There are obviously concerns over the rates of problem gambling. However, the study showed that between the period examined, the rate of problem gambling in sports had in fact gone down from 6% to just 3%.

The results have been criticised and described as both “flawed” and “misleading.” It’s also been claimed that the research had a “pre-determined conclusion.” One that of course was not going to be appreciated by those looking at clamping down on gambling in the UK.

Carolyn Harris (Labour) is the chair of the All-Party Group for Gambling Related Harm. The chair says that the results of this study should be ignored by gambling minister Chris Philp.
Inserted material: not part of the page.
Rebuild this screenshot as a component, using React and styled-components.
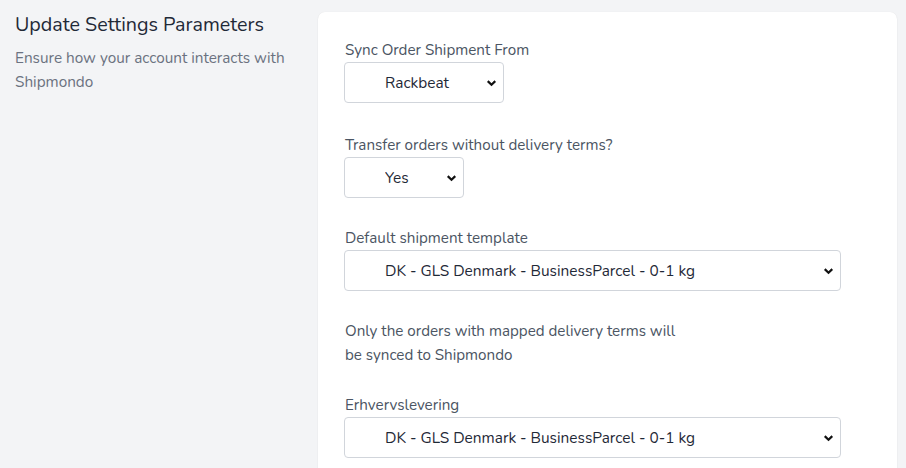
import React from 'react';
import styled, { createGlobalStyle } from 'styled-components';

const GlobalStyle = createGlobalStyle`
  html, body {
    margin: 0;
    padding: 0;
    background: #f3f4f6;
    font-family: "Nunito", "Lato", "Noto Sans", sans-serif;
  }
`;

const Page = styled.div`
  display: grid;
  grid-template-columns: 290px 579px;
  column-gap: 13px;
  padding: 12px 0 0 15px;
  height: 456px;
  overflow: hidden;
`;

const Intro = styled.div`
  padding-top: 0;
`;

const Heading = styled.h2`
  margin: -1px 0 0;
  font-size: 19.7px;
  line-height: 28px;
  font-weight: 400;
  color: #1f2937;
`;

const Lead = styled.p`
  margin: 7px 0 0;
  font-size: 15.3px;
  line-height: 24px;
  color: #6b7280;
`;

const Card = styled.div`
  background: #fff;
  border-radius: 7px;
  box-shadow: 0 1px 2px rgba(0, 0, 0, 0.06), 0 0 1px rgba(0, 0, 0, 0.08);
  padding: 26px 26px 0 26px;
  min-height: 470px;
`;

const Field = styled.div`
  display: flex;
  flex-direction: column;
  align-items: flex-start;
  margin-bottom: ${p => p.$gap || 29}px;
`;

const Label = styled.label`
  font-size: 15.2px;
  line-height: 24px;
  color: #4b5563;
  margin-left: 1px;
`;

const SelectWrap = styled.div`
  position: relative;
  width: ${p => p.$width}px;
`;

const Select = styled.select`
  appearance: none;
  -webkit-appearance: none;
  width: 100%;
  height: 41px;
  padding: 0 28px 0 40px;
  border: 1px solid #d1d5db;
  border-radius: 4px;
  background: #fff;
  font-family: inherit;
  font-size: 15.4px;
  color: #1f2937;
  outline: none;
`;

const Chevron = styled.svg`
  position: absolute;
  right: 7px;
  top: 50%;
  width: 11px;
  height: 11px;
  transform: translateY(-50%);
  pointer-events: none;
`;

const Note = styled.p`
  margin: 0 0 26px 1px;
  max-width: 345px;
  font-size: 15.2px;
  line-height: 24px;
  color: #4b5563;
`;

function Dropdown({ width, value, options }) {
  return (
    <SelectWrap $width={width}>
      <Select defaultValue={value}>
        {options.map(o => (
          <option key={o}>{o}</option>
        ))}
      </Select>
      <Chevron viewBox="0 0 10 10">
        <path d="M1.6 3.3 L5 6.6 L8.4 3.3" fill="none" stroke="#111" strokeWidth="2" />
      </Chevron>
    </SelectWrap>
  );
}

const template = 'DK - GLS Denmark - BusinessParcel - 0-1 kg';

export default function App() {
  return (
    <>
      <GlobalStyle />
      <Page>
        <Intro>
          <Heading>Update Settings Parameters</Heading>
          <Lead>
            Ensure how your account interacts with
            <br />
            Shipmondo
          </Lead>
        </Intro>
        <Card>
          <Field $gap={30}>
            <Label>Sync Order Shipment From</Label>
            <Dropdown width={160} value="Rackbeat" options={['Rackbeat', 'Shipmondo']} />
          </Field>
          <Field $gap={28}>
            <Label>Transfer orders without delivery terms?</Label>
            <Dropdown width={120} value="Yes" options={['Yes', 'No']} />
          </Field>
          <Field $gap={28}>
            <Label>Default shipment template</Label>
            <Dropdown width={497} value={template} options={[template]} />
          </Field>
          <Note>
            Only the orders with mapped delivery terms will be synced to Shipmondo
          </Note>
          <Field>
            <Label>Erhvervslevering</Label>
            <Dropdown width={497} value={template} options={[template]} />
          </Field>
        </Card>
      </Page>
    </>
  );
}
She added that the EFL evidence should be taken “with a massive pinch of salt.” The MP believes that the gambling minister will see a lot of the evidence he’s been going through as “flawed” and is “capable of disseminating truth from fiction.”

One criticism of the research is around does gambling sponsorship influence people to place bets, particularly with Sky Bet. It’s claimed that those asked were restricted to fans whose team had shirt sponsorship by a gambling company and if their team played in the EFL.

The number of pieces of evidence submitted to those reviewing the Gambling Act totals around 16,000. The gambling minister has said that if changes are made to the law, it will be based on an “evidence-led” approach.